How COVID-19 pandemic and technology change Capital Markets

4 min readApr 28, 2021

The negative impact of the COVID-19 virus on economic, social and political levels has been causing a particular ripple effect on capital markets. Within weeks, stock market prices around the world took a significant hit, crushing billions of dollars of investors’ money.

Offices are not occupied by employees and the white-collar generation is mainly working from home since then, being forced to utilize online communication channels to maintain the operations of the business. Home office was perceived a risk factor for any financial institution for over a decade. Today, the majority of staff was sent home to work from there.

Digital transformation, although a narrow word in today’s era, has become a top priority on the agenda of any executive in the financial industry. FinTech companies have been transforming the financial industry along the entire value chain. COVID-19 has been a technological stress test for all institutions and organizations around the world, and it was the pandemic that pulled the trigger to boost innovation.

In parallel, the ever-increasing competition between public and private markets is reaching new heights. Private equity’s net asset value has grown more than sevenfold since 2002, twice as fast as global public equities.[1] On the contrary, the trend of the shrinking public market continues across countries. From 1996–2016 the number of publicly listed U.S. companies has fallen by about 50 percent.[2]

While private markets in equities and debt continue its growth path despite the current macroeconomic challenges, private market infrastructures such as platforms or marketplaces matching investors with issuers continue to reach maturity in times of technological transformation.

However, private markets are still facing liquidity constraints. Although infrastructure continues to reach adoption among financial intermediaries, capital markets still lack sophisticated markets.

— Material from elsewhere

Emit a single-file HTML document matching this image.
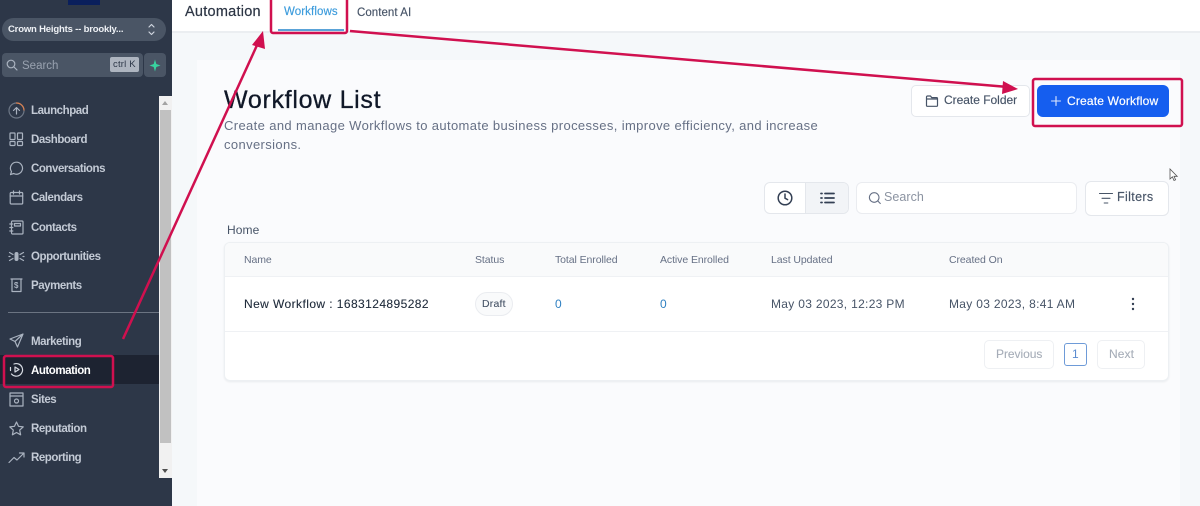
<!DOCTYPE html>
<html><head><meta charset="utf-8">
<style>
*{box-sizing:border-box}
html,body{margin:0;padding:0}
body{width:1200px;height:506px;overflow:hidden;position:relative;background:#f5f8fa;font-family:"Liberation Sans",sans-serif}
.t{position:absolute;white-space:nowrap;line-height:1}
.b{position:absolute}
.nav{color:#c3cad5;font-size:11.5px;font-weight:700;left:31px;letter-spacing:-.45px}
svg.i{position:absolute;fill:none;stroke:#aab3c0;stroke-width:1.2;stroke-linecap:round;stroke-linejoin:round}
.th{font-size:10.5px;color:#667085;top:255px;letter-spacing:-.08px}
.td{font-size:12px;color:#475467;top:298px;letter-spacing:.31px}
</style></head><body>
<!-- header -->
<div class="b" style="left:172px;top:0;width:1028px;height:33px;background:#fff;border-bottom:2px solid #ebeef1"></div>
<div class="t" style="left:185px;top:5px;font-size:14.5px;color:#2c3544;letter-spacing:.25px;-webkit-text-stroke:.2px #2c3544">Automation</div>
<div class="t" style="left:284px;top:7px;font-size:11.5px;color:#3b9bdc;letter-spacing:.1px;-webkit-text-stroke:.15px #3b9bdc">Workflows</div>
<div class="b" style="left:278px;top:29px;width:66px;height:2px;background:#5aa3d8"></div>
<div class="t" style="left:357px;top:8px;font-size:11.5px;color:#475467;letter-spacing:.05px;-webkit-text-stroke:.15px #475467">Content AI</div>
<!-- panel -->
<div class="b" style="left:197px;top:60px;width:983px;height:446px;background:#fafbfd"></div>
<div class="t" style="left:224px;top:88px;font-size:25px;color:#101828;letter-spacing:.7px;-webkit-text-stroke:.3px #101828">Workflow List</div>
<div class="t" style="left:224px;top:119px;font-size:13px;color:#667085;letter-spacing:.37px">Create and manage Workflows to automate business processes, improve efficiency, and increase</div>
<div class="t" style="left:224px;top:138px;font-size:13px;color:#667085;letter-spacing:.37px">conversions.</div>
<!-- buttons -->
<div class="b" style="left:911px;top:85px;width:119px;height:32px;background:#fff;border:1px solid #e4e7ec;border-radius:5px"></div>
<svg class="i" style="left:925px;top:94px;stroke:#475467" width="14" height="14" viewBox="0 0 14 14"><path d="M1.5 11.5V3a1 1 0 0 1 1-1h3l1.2 1.6h4.800a1 1 0 0 1 1 1v6.900a.8.8 0 0 1-.8.8H2.300a.8.8 0 0 1-.8-.8zM1.500 5h11"/></svg>
<div class="t" style="left:944px;top:94px;font-size:12px;color:#475467;letter-spacing:-.02px;-webkit-text-stroke:.15px #475467">Create Folder</div>
<div class="b" style="left:1037px;top:85px;width:132px;height:32px;background:#155eef;border-radius:6px"></div>
<svg class="i" style="left:1050px;top:95px;stroke:#dfe8fd;stroke-width:1.1" width="12" height="12" viewBox="0 0 12 12"><path d="M6 1.500v9M1.500 6h9"/></svg>
<div class="t" style="left:1067px;top:95px;font-size:12px;color:#fff;letter-spacing:.19px;-webkit-text-stroke:.2px #fff">Create Workflow</div>
<!-- toolbar -->
<div class="b" style="left:764px;top:182px;width:85px;height:32px;background:#fff;border:1px solid #e4e7ec;border-radius:6px;overflow:hidden"><div style="position:absolute;left:40px;top:0;width:44px;height:30px;background:#f2f4f7;border-left:1px solid #e4e7ec"></div></div>
<svg class="i" style="left:777px;top:190px;stroke:#344054;stroke-width:1.5" width="16" height="16" viewBox="0 0 16 16"><circle cx="8" cy="8" r="6.800"/><path d="M8 4v4.200l2.600 1.400"/></svg>
<svg class="i" style="left:820px;top:192px;stroke:#344054;stroke-width:1.8" width="15" height="12" viewBox="0 0 15 12"><path d="M5 1.500h9M5 6h9M5 10.500h9M1 1.500h1M1 6h1M1 10.500h1"/></svg>
<div class="b" style="left:856px;top:182px;width:221px;height:32px;background:#fff;border:1px solid #eaecf0;border-radius:6px"></div>
<svg class="i" style="left:868px;top:191px;stroke:#667085;stroke-width:1.1" width="14" height="14" viewBox="0 0 14 14"><circle cx="6.200" cy="6.500" r="4.800"/><path d="M9.800 10l2.500 2.500"/></svg>
<div class="t" style="left:884px;top:191px;font-size:12.5px;color:#8b93a1;letter-spacing:.05px">Search</div>
<div class="b" style="left:1085px;top:181px;width:84px;height:35px;background:#fff;border:1px solid #e4e7ec;border-radius:6px"></div>
<svg class="i" style="left:1099px;top:192px;stroke:#475467;stroke-width:1.1" width="14" height="13" viewBox="0 0 14 13"><path d="M.5 1.500h13M3 6.300h8M5.200 11h3.600"/></svg>
<div class="t" style="left:1117px;top:191px;font-size:12.5px;color:#475467;letter-spacing:.35px;-webkit-text-stroke:.15px #475467">Filters</div>
<div class="t" style="left:227px;top:224px;font-size:12px;color:#475467;letter-spacing:.1px">Home</div>
<!-- table -->
<div class="b" style="left:224px;top:242px;width:945px;height:139px;background:#fff;border:1px solid #edf0f3;border-radius:6px;box-shadow:0 1px 2px rgba(16,24,40,.07);overflow:hidden">
<div style="height:34px;background:#f9fafb;border-bottom:1px solid #eff1f4"></div>
<div style="position:absolute;left:0;right:0;top:88px;border-top:1px solid #eff1f4"></div></div>
<div class="t th" style="left:244px">Name</div>
<div class="t th" style="left:475px">Status</div>
<div class="t th" style="left:555px">Total Enrolled</div>
<div class="t th" style="left:660px">Active Enrolled</div>
<div class="t th" style="left:771px">Last Updated</div>
<div class="t th" style="left:949px">Created On</div>
<div class="t" style="left:244px;top:298px;font-size:12px;color:#1d2939;letter-spacing:.42px;-webkit-text-stroke:.1px #1d2939">New Workflow : 1683124895282</div>
<div class="b" style="left:475px;top:292px;width:38px;height:24px;background:#f9fafb;border:1px solid #eaecf0;border-radius:12px"></div>
<div class="t" style="left:482px;top:299px;font-size:10.5px;color:#475467;letter-spacing:.2px;-webkit-text-stroke:.1px #475467">Draft</div>
<div class="t td" style="left:555px;color:#2f80c2">0</div>
<div class="t td" style="left:660px;color:#2f80c2">0</div>
<div class="t td" style="left:771px">May 03 2023, 12:23 PM</div>
<div class="t td" style="left:949px">May 03 2023, 8:41 AM</div>
<svg class="b" style="left:1131px;top:297px" width="4" height="14" viewBox="0 0 4 14"><g fill="#344054"><circle cx="2" cy="2" r="1.200"/><circle cx="2" cy="7" r="1.200"/><circle cx="2" cy="12" r="1.200"/></g></svg>
<div class="b" style="left:984px;top:340px;width:70px;height:29px;border:1px solid #eef0f3;border-radius:5px;background:#fff"></div>
<div class="t" style="left:996px;top:348px;font-size:12px;color:#a6adb8;letter-spacing:-.05px;-webkit-text-stroke:.1px #a6adb8">Previous</div>
<div class="b" style="left:1064px;top:343px;width:23px;height:23px;border:1px solid #6e9bd8;border-radius:3px;background:#fff"></div>
<div class="t" style="left:1072px;top:348px;font-size:12px;color:#5b8bd0">1</div>
<div class="b" style="left:1097px;top:340px;width:48px;height:29px;border:1px solid #eef0f3;border-radius:5px;background:#fff"></div>
<div class="t" style="left:1109px;top:348px;font-size:12px;color:#a6adb8;letter-spacing:.1px;-webkit-text-stroke:.1px #a6adb8">Next</div>
<!-- cursor -->
<svg class="b" style="left:1169px;top:168px" width="10" height="14" viewBox="0 0 10 14"><path d="M1 1v10l2.400-2.200L5 12.500l1.600-.7L5 8.300h3.200z" fill="#fff" stroke="#555" stroke-width=".8"/></svg>
<!-- sidebar -->
<div class="b" style="left:0;top:0;width:172px;height:506px;background:#2d3748"></div>
<div class="b" style="left:68px;top:0;width:32px;height:5px;background:#0a1f5c"></div>
<div class="b" style="left:2px;top:18px;width:164px;height:23px;background:#4a5565;border-radius:12px"></div>
<div class="t" style="left:8px;top:25px;font-size:9.5px;font-weight:700;color:#eef1f5;letter-spacing:-.18px">Crown Heights -- brookly...</div>
<svg class="i" style="left:147px;top:22px;stroke:#cfd5de" width="9" height="15" viewBox="0 0 9 15"><path d="M2 5l2.500-2.500L7 5M2 10l2.500 2.500L7 10"/></svg>
<div class="b" style="left:2px;top:53px;width:141px;height:24px;background:#4a5565;border-radius:4px"></div>
<div class="b" style="left:144px;top:53px;width:22px;height:24px;background:#4a5565;border-radius:4px"></div>
<svg class="i" style="left:6px;top:59px;stroke:#aab3c0" width="12" height="12" viewBox="0 0 12 12"><circle cx="5" cy="5" r="3.800"/><path d="M8 8l3 3"/></svg>
<div class="t" style="left:22px;top:61px;font-size:11.5px;color:#99a2b0">Search</div>
<div class="b" style="left:110px;top:57px;width:29px;height:15px;background:#aeb5c0;border-radius:2px"></div>
<div class="t" style="left:113px;top:60px;font-size:9.5px;color:#2d3748;letter-spacing:.2px">ctrl K</div>
<svg class="b" style="left:149px;top:59px" width="12" height="13" viewBox="0 0 12 13"><path d="M6 .5L7.300 5 11.500 6.500 7.300 8 6 12.500 4.700 8 .5 6.500 4.700 5z" fill="#38d39f"/></svg>
<div class="t nav" style="top:106px">Launchpad</div>
<div class="t nav" style="top:135px">Dashboard</div>
<div class="t nav" style="top:164px">Conversations</div>
<div class="t nav" style="top:193px">Calendars</div>
<div class="t nav" style="top:223px">Contacts</div>
<div class="t nav" style="top:252px">Opportunities</div>
<div class="t nav" style="top:281px">Payments</div>
<div class="b" style="left:8px;top:312px;width:151px;height:1px;background:#6b7482"></div>
<div class="t nav" style="top:337px">Marketing</div>
<div class="b" style="left:0;top:355px;width:159px;height:29px;background:#1d2331"></div>
<div class="t nav" style="top:366px;color:#fff">Automation</div>
<div class="t nav" style="top:395px">Sites</div>
<div class="t nav" style="top:424px">Reputation</div>
<div class="t nav" style="top:453px">Reporting</div>
<!-- nav icons -->
<svg class="i" style="left:8px;top:102px" width="17" height="17" viewBox="0 0 17 17"><circle cx="8.500" cy="8.500" r="7.500" stroke="#6d7786"/><path d="M8.500 1A7.500 7.500 0 0 1 16 8" stroke="#d98050"/><path d="M5.500 8.500l3-3 3 3M8.500 6v6"/></svg>
<svg class="i" style="left:9px;top:132px" width="15" height="15" viewBox="0 0 15 15"><rect x="1" y="1" width="5" height="6.500" rx=".6"/><rect x="8.500" y="1" width="5" height="6.500" rx=".6"/><rect x="1" y="9.500" width="5" height="4" rx=".6"/><rect x="8.500" y="9.500" width="5" height="4" rx=".6"/></svg>
<svg class="i" style="left:9px;top:161px" width="15" height="15" viewBox="0 0 15 15"><path d="M7.500 1.200a6 6 0 1 1-2.800 11.300L1.500 13.600l1-3A6 6 0 0 1 7.500 1.200z"/></svg>
<svg class="i" style="left:9px;top:190px" width="15" height="15" viewBox="0 0 15 15"><rect x="1.200" y="2.500" width="12.500" height="11.500" rx="1"/><path d="M1.200 6h12.500M4.500 1v3M10.500 1v3"/></svg>
<svg class="i" style="left:9px;top:220px" width="15" height="15" viewBox="0 0 15 15"><rect x="2.500" y="1" width="11.500" height="13" rx="1"/><path d="M.8 4h3M.8 7.500h3M.8 11h3M5.500 3.500h6v2.500h-6z"/></svg>
<svg class="i" style="left:8px;top:249px" width="17" height="15" viewBox="0 0 17 15"><path d="M8.500 5v5" stroke-width="4"/><path d="M5 5.500L1.500 3.500M12 5.500l3.500-2M5 9.500l-3.500 2M12 9.500l3.500 2M1 7.500h1M15 7.500h1"/></svg>
<svg class="i" style="left:10px;top:278px" width="13" height="15" viewBox="0 0 13 15"><path d="M1 1h11M2 1v12.500h9V1"/></svg>
<div class="t" style="left:14px;top:282px;font-size:8px;font-weight:700;color:#aab3c0">$</div>
<svg class="i" style="left:9px;top:333px" width="15" height="15" viewBox="0 0 15 15"><path d="M14 1L1 6l5 2.500L8.500 14zM14 1L6 8.500"/></svg>
<svg class="i" style="left:9px;top:362px;stroke:#d5dae2" width="15" height="15" viewBox="0 0 15 15"><path d="M5 2A6.300 6.300 0 1 1 2.500 12M1.500 5.500v3"/><path d="M6 5l4 2.500L6 10z"/></svg>
<svg class="i" style="left:9px;top:392px" width="15" height="15" viewBox="0 0 15 15"><rect x="1" y="1" width="13" height="13"/><path d="M1 4h13"/><circle cx="7.500" cy="9" r="2"/></svg>
<svg class="i" style="left:9px;top:421px" width="15" height="15" viewBox="0 0 15 15"><path d="M7.500 1l2 4.300 4.700.6-3.500 3.200.9 4.700-4.100-2.300-4.100 2.300.9-4.700L.8 5.900l4.700-.6z"/></svg>
<svg class="i" style="left:8px;top:451px" width="17" height="13" viewBox="0 0 17 13"><path d="M1 11.500l5-5 3 2.500 7-7M11.500 2H16v4"/></svg>
<!-- scrollbar -->
<div class="b" style="left:159px;top:96px;width:13px;height:382px;background:#f1f1f1"></div>
<div class="b" style="left:160px;top:110px;width:11px;height:333px;background:#c1c1c1"></div>
<div class="b" style="left:162px;top:101px;border:3.5px solid transparent;border-bottom:4px solid #a3a3a3;border-top:0"></div>
<div class="b" style="left:162px;top:469px;border:3.5px solid transparent;border-top:4px solid #505050;border-bottom:0"></div>
<!-- annotations -->
<svg class="b" style="left:0;top:0" width="1200" height="506" viewBox="0 0 1200 506" fill="none" stroke="#d0104f">
<rect x="271" y="-3" width="76" height="36" rx="2" stroke-width="2.5"/>
<rect x="4" y="356" width="109" height="31" rx="2" stroke-width="2.5"/>
<rect x="1033" y="79" width="149" height="47" rx="2" stroke-width="2.5"/>
<path d="M123 339L258 43" stroke-width="2.5"/>
<path d="M263 31L252 45 265 49z" fill="#d0104f" stroke="none"/>
<path d="M350 31L1008 87" stroke-width="2.5"/>
<path d="M1018 89L1003 81 1002 94z" fill="#d0104f" stroke="none"/>
</svg>
</body></html>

Marketplaces or platforms are required which enable discrete information sharing with each investor category but also align with the interests of the financial intermediary and the issuer itself.

Hence, a working private market is still fragmented in its own way as financial intermediaries are still protective with deal flow sharing as marketplaces are still perceived as retail investor dominated crowdfunding markets.

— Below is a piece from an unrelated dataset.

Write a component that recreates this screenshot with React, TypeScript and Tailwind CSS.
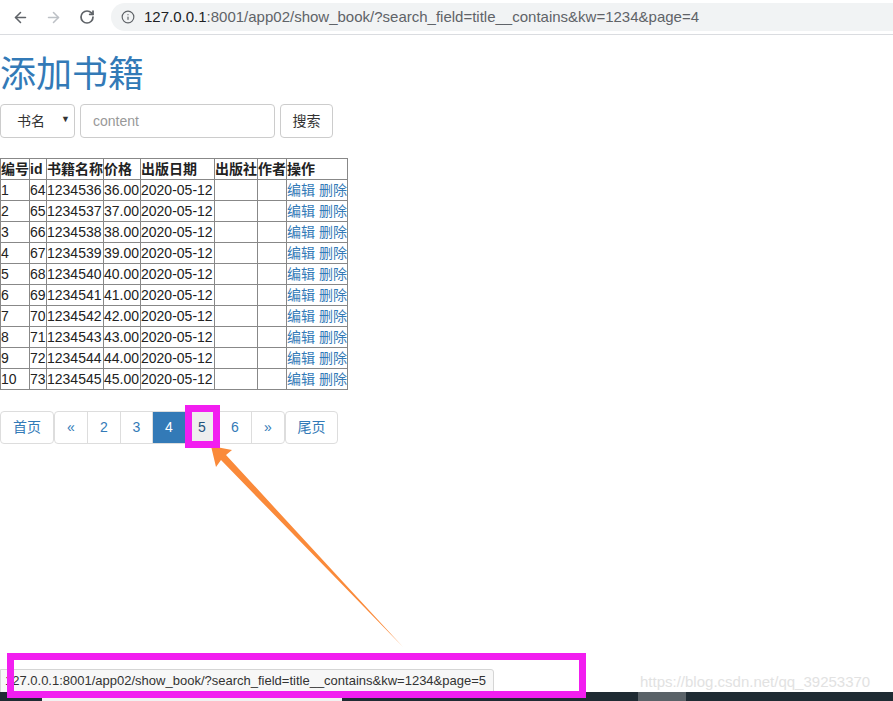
import { ArrowLeft, ArrowRight, RotateCw, Info } from 'lucide-react';

const rows = Array.from({ length: 10 }, (_, i) => ({
    no: i + 1,
    id: 64 + i,
    title: String(1234536 + i),
    price: `${36 + i}.00`,
    date: '2020-05-12',
}));

const colWidths = [29, 17, 57, 37, 74, 43, 28, 60];
const headers = ['编号', 'id', '书籍名称', '价格', '出版日期', '出版社', '作者', '操作'];

const pageUrl = '127.0.0.1:8001/app02/show_book/?search_field=title__contains&kw=1234&page=';

function PageItem({
    label,
    className = '',
}: {
    label: string;
    className?: string;
}) {
    return (
        <a
            className={`flex h-[33px] items-center justify-center border border-[#ddd] text-[14px] text-[#337ab7] ${className}`}
        >
            {label}
        </a>
    );
}

export default function App() {
    return (
        <div
            className="relative h-[701px] w-[893px] overflow-hidden bg-white text-[#333]"
            style={{ fontFamily: '"Liberation Sans", "Noto Sans CJK SC", sans-serif' }}
        >
            {/* Browser toolbar */}
            <div className="flex h-[35px] items-center border-b border-[#dadce0] pl-[12px]">
                <ArrowLeft className="h-[17px] w-[17px] text-[#5f6368]" strokeWidth={2.2} />
                <ArrowRight className="ml-[16px] h-[17px] w-[17px] text-[#bdc1c6]" strokeWidth={2.2} />
                <RotateCw className="ml-[17px] h-[16px] w-[16px] text-[#5f6368]" strokeWidth={2.6} />
                <div className="ml-[16px] flex h-[28px] flex-1 items-center rounded-l-full bg-[#f1f3f4] pl-[10px]">
                    <Info className="h-[14px] w-[14px] text-[#5f6368]" strokeWidth={2} />
                    <span className="ml-[9px] text-[15px] text-[#5f6368]">
                        <span className="text-[#202124]">127.0.0.1</span>
                        :8001/app02/show_book/?search_field=title__contains&amp;kw=1234&amp;page=4
                    </span>
                </div>
            </div>

            {/* Page content */}
            <div className="flex flex-col items-start">
                <h1 className="mt-[20px] mb-[9px] h-[40px] text-[36px] leading-[40px] font-normal text-[#337ab7]">
                    添加书籍
                </h1>

                <div className="flex items-center">
                    <div className="relative flex h-[34px] w-[75px] items-center rounded-[4px] border border-[#ccc] pl-[16px] text-[14px] text-[#333]">
                        书名
                        <span className="absolute right-[4px] top-[8px] text-[9px]">▼</span>
                    </div>
                    <div className="ml-[5px] flex h-[34px] w-[195px] items-center rounded-[4px] border border-[#ccc] pl-[12px] text-[14px] text-[#999]">
                        content
                    </div>
                    <div className="ml-[5px] flex h-[34px] w-[53px] items-center justify-center rounded-[4px] border border-[#ccc] text-[14px] text-[#333]">
                        搜索
                    </div>
                </div>

                {/* Book table */}
                <table className="mt-[20px] table-fixed border-collapse border border-[#333] text-[14px] leading-[20px] text-[#222]">
                    <colgroup>
                        {colWidths.map((w, i) => (
                            <col key={i} style={{ width: w }} />
                        ))}
                    </colgroup>
                    <thead>
                        <tr className="h-[21px]">
                            {headers.map((h) => (
                                <th key={h} className="overflow-hidden whitespace-nowrap border border-[#888] p-0 text-left font-bold">
                                    {h}
                                </th>
                            ))}
                        </tr>
                    </thead>
                    <tbody>
                        {rows.map((r) => (
                            <tr key={r.no} className="h-[21px]">
                                <td className="border border-[#888] p-0">{r.no}</td>
                                <td className="border border-[#888] p-0">{r.id}</td>
                                <td className="border border-[#888] p-0">{r.title}</td>
                                <td className="border border-[#888] p-0">{r.price}</td>
                                <td className="border border-[#888] p-0">{r.date}</td>
                                <td className="border border-[#888] p-0"></td>
                                <td className="border border-[#888] p-0"></td>
                                <td className="overflow-hidden whitespace-nowrap border border-[#888] p-0 text-[#337ab7]">
                                    编辑 删除
                                </td>
                            </tr>
                        ))}
                    </tbody>
                </table>

                {/* Pagination */}
                <div className="mt-[21px] flex">
                    <PageItem label="首页" className="w-[54px] rounded-[4px]" />
                    <div className="flex">
                        <PageItem label="«" className="w-[34px] rounded-l-[4px]" />
                        <PageItem label="2" className="-ml-px w-[34px]" />
                        <PageItem label="3" className="-ml-px w-[33px]" />
                        <PageItem label="4" className="-ml-px w-[34px] border-[#337ab7] bg-[#337ab7] text-white" />
                        <PageItem label="5" className="-ml-px w-[34px] bg-[#eee] text-[#23527c]" />
                        <PageItem label="6" className="-ml-px w-[34px]" />
                        <PageItem label="»" className="-ml-px w-[34px] rounded-r-[4px]" />
                    </div>
                    <PageItem label="尾页" className="w-[53px] rounded-[4px]" />
                </div>
            </div>

            {/* Annotation arrow */}
            <svg className="pointer-events-none absolute left-0 top-0" width="893" height="701">
                <polygon
                    points="211,446 232,450 226,455 403,647 221,460 216,467"
                    fill="#fa8a3a"
                />
            </svg>

            {/* Highlight box around page 5 */}
            <div className="absolute left-[185px] top-[405px] h-[43px] w-[35px] border-[7px] border-[#f21ef0]" />

            {/* Status bubble */}
            <div className="absolute left-0 top-[669px] h-[24px] w-[494px] rounded-tr-[3px] border border-[#d5d5d5] bg-[#f7f7f7] pl-[4px] text-[13px] leading-[22px] text-[#333]">
                {pageUrl}5
            </div>

            {/* Watermark */}
            <div className="absolute left-[640px] top-[671px] text-[15px] text-[#e2e2e2]">
                https://blog.csdn.net/qq_39253370
            </div>

            {/* Taskbar */}
            <div className="absolute bottom-0 left-0 flex h-[9px] w-full bg-[#1f2b33]">
                <div className="ml-[42px] h-full w-[300px] bg-[#f2f2f2]" />
                <div className="ml-[296px] h-full w-[48px] bg-[#5a6268]" />
            </div>

            {/* Highlight box around status bubble */}
            <div className="absolute left-[7px] top-[653px] h-[45px] w-[579px] border-[7px] border-[#f21ef0]" />
        </div>
    );
}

However, democratization of private equity is moving forward. According to Bain & Company’s report, given the growth of the private markets and their higher return potential vs. public markets, making private equity more accessible to retail investors is gaining importance.

Already, retail investors are struggling to gain exposure to the small and middle-market companies that have been the bread and butter of private equity. These companies are increasingly turning to private financing to avoid the cost and hassle of being publicly traded. Individuals are missing out on the opportunity to invest in fast-growing start-ups with potential to generate big returns as companies stay private longer. Now, as a growing number of traditionally public companies go private, it makes more sense than ever to push the door open for retail Private Equity investors. Around 15% to 20% of Blackstone’s annual fundraising already comes from retail investors, and this is likely just the start.[3]

Besides COVID-19 pandemic and the rise of private markets, investors’ needs have been changing.

Over the last five years online crowdfunding campaigns have reached unprecedented popularity among retail investors. Although, such investment patterns do not hold up in the segments of professional and institutional investors, online marketplaces have triggered changes in behavioral patterns on how investor are researching, selecting, executing, holding and managing investments. As an example, online stock brokerage platforms have been competing in a zerocommission trading as well as tractional investing environment.[4]

Consumer expectations of zero fee services is putting pressure on banks and financial intermediaries wishing to keep up fee levels around asset servicing, account management or custodian servicing. At the same time, the ease and access of information due to the internet and platforms has self-empowered investors to research and take qualitative investment decisions up to a certain degree.

In fact, according to mindtouch, 50% of generation Y view self-service as a part of the brand promise, hence pushing the financial services industry even more towards a transparent playground.[5] The need for private banking or asset management services has been decreasing in some fields. Consumer behavior has dramatically changed over the last five years while banks and financial intermediaries only gradually improved on how to match their service offering with the customer needs.

In summary, these market forces such as the technological transformation due to the COVID-19 pandemic, the ongoing transition from public towards private markets as well as changes in consumer needs have triggered behavioral and procedural changes in Capital Markets. In times of such structural adaptations, area2invest has entered the regulated institutional, professional and private market to align and match the interest of all participants in Capital Markets and facilitate sophisticated liquidity provisioning.